Swensen, S., Kabcenell, A., and Shanafelt, T. (2016) Physician-organization collaboration reduces physician burnout and promotes engagement: The mayo clinic experience. Journal of Healthcare Management 61, (2) 105–127

I wrote an article in the British Journal of General Practice ‘Exploring work-life balance at appraisal and how this links with organisational support’, this examined the Mayo Clinic program nine steps, and what we could learn from them for NHS general practice.


Ferguson, J., Scallan, S., Lyons-Maris, J., and Ball, K. (2020) Exploring ‘work-life balance’ at appraisal and how this links with organisational support. The British journal of general practice : the journal of the Royal College of General Practitioners 70, (697) 411–412. https://doi.org/10.3399/bjgp20X712109

1 Acknowledge and assess the problem

The WLB assessment is a step towards this, it is popular, cost minimal, and could be extended to all GPs.

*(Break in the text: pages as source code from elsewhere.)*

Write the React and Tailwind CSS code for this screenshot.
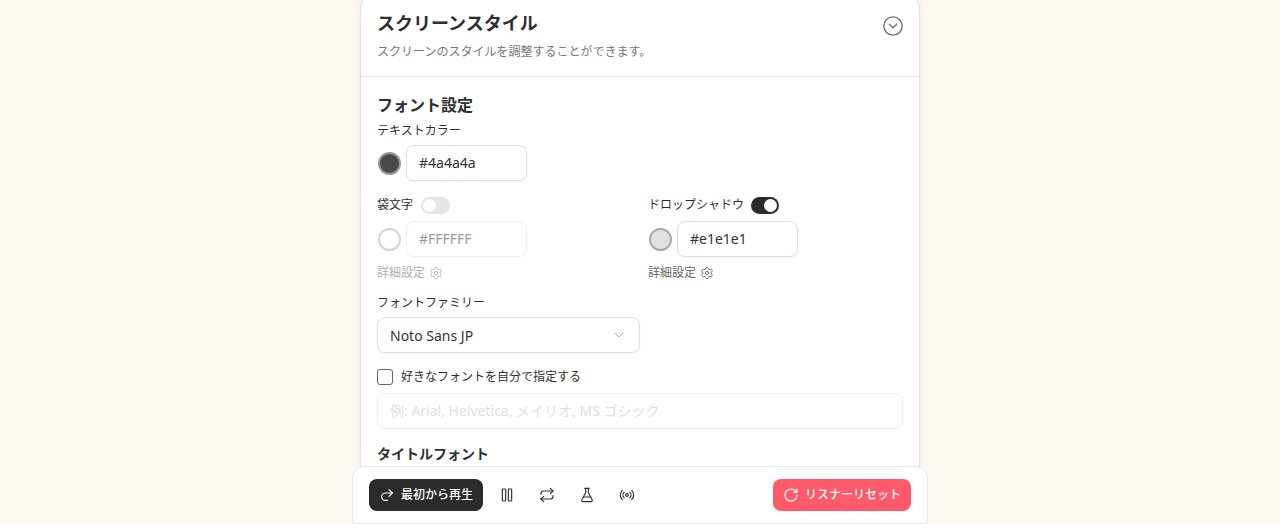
import React from "react";
import { ChevronDown, CircleChevronDown, FlaskConical, Pause, Radio, Redo2, Repeat, RotateCw, Settings } from "lucide-react";

function Toggle({ on }) {
    return (
        <span className={on ? "flex h-[17px] w-7 items-center justify-end rounded-full bg-[#2b2b2b] px-[2px]" : "flex h-[17px] w-[29px] items-center rounded-full bg-[#e5e5e5] px-[2px]"}>
            <span className="h-[13px] w-[13px] rounded-full bg-white"></span>
        </span>
    );
}

function ColorField({ swatch, value, disabled }) {
    return (
        <div className="flex items-center gap-[5px] pl-px">
            <span className={swatch}></span>
            <div className={disabled
                ? "flex h-9 w-[121px] items-center rounded-lg border border-[#eeeeee] bg-white pl-3 text-sm text-[#9a9a9a]"
                : "flex h-9 w-[121px] items-center rounded-lg border border-[#e0e0e0] bg-white pl-3 text-sm text-[#333333] shadow-[0_1px_2px_rgba(0,0,0,0.05)]"}>
                {value}
            </div>
        </div>
    );
}

export default function App() {
    return (
        <div className="relative h-[524px] overflow-hidden bg-[#fdf8f2] font-['Noto_Sans','Noto_Sans_CJK_JP',sans-serif] text-[#2f2f2f]">
            <div className="mx-auto -mt-2 h-[560px] w-[560px] rounded-2xl border border-[#e2e2e2] bg-white shadow-[0_2px_8px_rgba(0,0,0,0.07)]">
                <header className="flex h-[84px] justify-between border-b border-[#e5e5e5] px-4 pt-[16px]">
                    <div>
                        <h1 className="text-lg leading-[28px] font-bold">スクリーンスタイル</h1>
                        <p className="mt-px text-xs leading-[28px] text-[#777777]">スクリーンのスタイルを調整することができます。</p>
                    </div>
                    <CircleChevronDown className="mt-[6px] mr-[-1px] h-[22px] w-[22px] text-[#6f6f6f]" strokeWidth={1.5} />
                </header>

                <main className="px-4 pt-[16px]">
                    <h2 className="text-base leading-6 font-semibold">フォント設定</h2>
                    <p className="mt-[2px] text-xs leading-[24px]">テキストカラー</p>
                    <div className="mt-[2px]">
                        <ColorField value="#4a4a4a" swatch="h-[23px] w-[23px] rounded-full border-2 border-[#999999] bg-[#4a4a4a]" />
                    </div>

                    <div className="mt-[14px] grid grid-cols-[263px_1fr] gap-x-2">
                        <div>
                            <div className="flex h-[20px] items-center gap-2 text-xs">
                                <span>袋文字</span>
                                <Toggle />
                            </div>
                            <div className="mt-[6px]">
                                <ColorField disabled value="#FFFFFF" swatch="h-[23px] w-[23px] rounded-full border-2 border-[#d4d4d4] bg-white" />
                            </div>
                            <div className="mt-[7px] flex h-[18px] items-center gap-[4px] text-xs text-[#b0b0b0]">
                                <span>詳細設定</span>
                                <Settings className="h-[14px] w-[14px]" strokeWidth={1.5} />
                            </div>
                        </div>
                        <div>
                            <div className="flex h-[20px] items-center gap-[7px] text-xs">
                                <span>ドロップシャドウ</span>
                                <Toggle on />
                            </div>
                            <div className="mt-[6px]">
                                <ColorField value="#e1e1e1" swatch="h-[23px] w-[23px] rounded-full border-2 border-[#aaaaaa] bg-[#e1e1e1]" />
                            </div>
                            <div className="mt-[7px] flex h-[18px] items-center gap-[4px] text-xs text-[#666666]">
                                <span>詳細設定</span>
                                <Settings className="h-[14px] w-[14px]" strokeWidth={1.5} />
                            </div>
                        </div>
                    </div>

                    <p className="mt-[9px] text-xs leading-[24px]">フォントファミリー</p>
                    <div className="mt-[2px] flex h-9 w-[263px] items-center justify-between rounded-lg border border-[#e0e0e0] bg-white pr-3 pl-3 text-sm text-[#333333] shadow-[0_1px_2px_rgba(0,0,0,0.05)]">
                        <span className="pt-px">Noto Sans JP</span>
                        <ChevronDown className="h-4 w-4 text-[#aaaaaa]" strokeWidth={1.5} />
                    </div>

                    <label className="mt-4 flex h-4 items-center gap-2 text-xs">
                        <span className="h-4 w-4 rounded-[3px] border border-[#666666] bg-white"></span>
                        <span>好きなフォントを自分で指定する</span>
                    </label>

                    <div className="mt-2 flex h-9 items-center rounded-lg border border-[#eeeeee] bg-white pl-3 text-sm text-[#e0e0e0]">
                        例: Arial, Helvetica, メイリオ, MS ゴシック
                    </div>

                    <h2 className="mt-[13px] text-sm leading-6 font-semibold">タイトルフォント</h2>
                </main>
            </div>

            <footer className="absolute bottom-0 left-[352px] flex h-[58px] w-[576px] items-center justify-between rounded-t-xl border border-[#e8e8e8] bg-white px-4">
                <div className="flex items-center">
                    <button className="flex h-8 w-[114px] items-center justify-center gap-[6px] rounded-lg bg-[#2b2b2b] text-xs font-medium text-white">
                        <Redo2 className="h-4 w-4" strokeWidth={1.75} />
                        最初から再生
                    </button>
                    <div className="ml-[4px] flex text-[#333333]">
                        <span className="flex w-10 justify-center"><Pause className="h-4 w-4" strokeWidth={1.75} /></span>
                        <span className="flex w-10 justify-center"><Repeat className="h-4 w-4" strokeWidth={1.75} /></span>
                        <span className="flex w-10 justify-center"><FlaskConical className="h-4 w-4" strokeWidth={1.75} /></span>
                        <span className="flex w-10 justify-center"><Radio className="h-4 w-4" strokeWidth={1.75} /></span>
                    </div>
                </div>
                <button className="flex h-8 w-[138px] items-center justify-center gap-[6px] rounded-lg bg-[#ff5a6a] text-xs font-medium text-white">
                    <RotateCw className="h-4 w-4" strokeWidth={1.75} />
                    リスナーリセット
                </button>
            </footer>
        </div>
    );
}
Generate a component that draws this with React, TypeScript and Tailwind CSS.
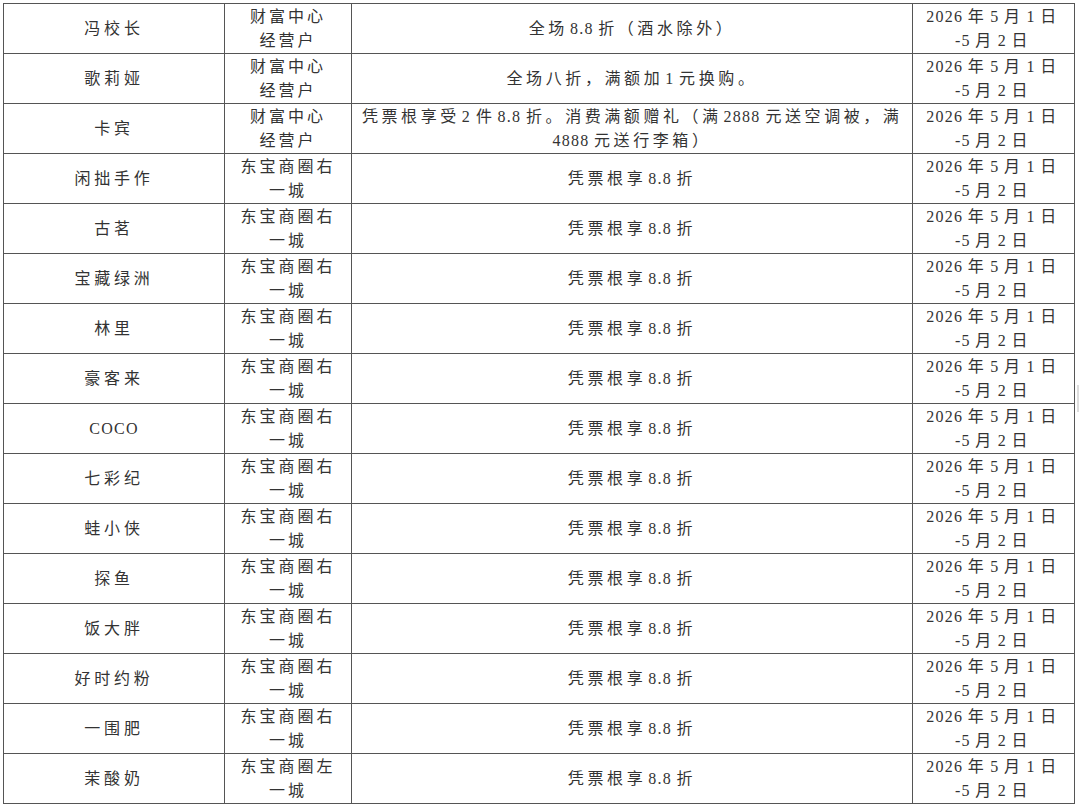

2 Harness power of leadership

GPs set an important example in promoting wellbeing to everyone around them, and this has been shown to be more effective for advising lifestyle advice to patients.

3 Develop and implement targeted interventions

Reviewing roles and delegating tasks allows more time for patient care. I have seen the benefits of paramedics doing all home visiting, and a pharmacist in the surgery dealing with medication requests. But GPs are still overwhelmed by the tasks and letters, which take time accessing patient records and then discussing with patients.

4 Cultivate community at work

Peer support is vital for dealing with the pressures and complaints that are more commonplace for GPs. Meetings and informal coffee breaks enhance teamworking and professional relationships, but when practices are under pressure these meetings are dropped with a knock-on decline in morale.

5 Use rewards and incentives wisely

Flexible working and good WLB are important considerations to encourage doctors to become GPs, with opportunities for professional development in education, research and leadership. But incentives are important throughout careers to live healthily and defer early retirement through reducing work intensity.

6 Align values and strengthen culture

Organisations that promote health and wellbeing for their workforce gain loyalty, which brings benefits to patients too.

7 Promote flexibility and Work-life integration

Doctors work is stressful, flexibility is important to fit with family commitments. This is important to attract and retain staff in the NHS.

8 Provide resources to promote resilience and self-care

The NHS needs to promote WLB for all doctors, leading to better patient care and reduced healthcare costs. But needs to be seen, as part of the Organisational responsibility to ensure workload is safe. At present many GPs after seeing patients in the surgery and phone consultations then have to deal with many tasks, letters and e-consults, spending 12 hours a day at work. This is unsustainable leading to burnout.

9 Facilitate research and support for doctors wellbeing

The Mayo clinic program has reduced burnout from 48.8% to 32.9%. The WLB assessment at appraisal is a step forwards in raising awareness. Since it was introduced 3 years ago the message has been taken up by GP appraisers across the country to ask about WLB. But more research needs to be done to gather WLB results from all doctors to guide work planning and resources.


I trust this information will inform your deliberations.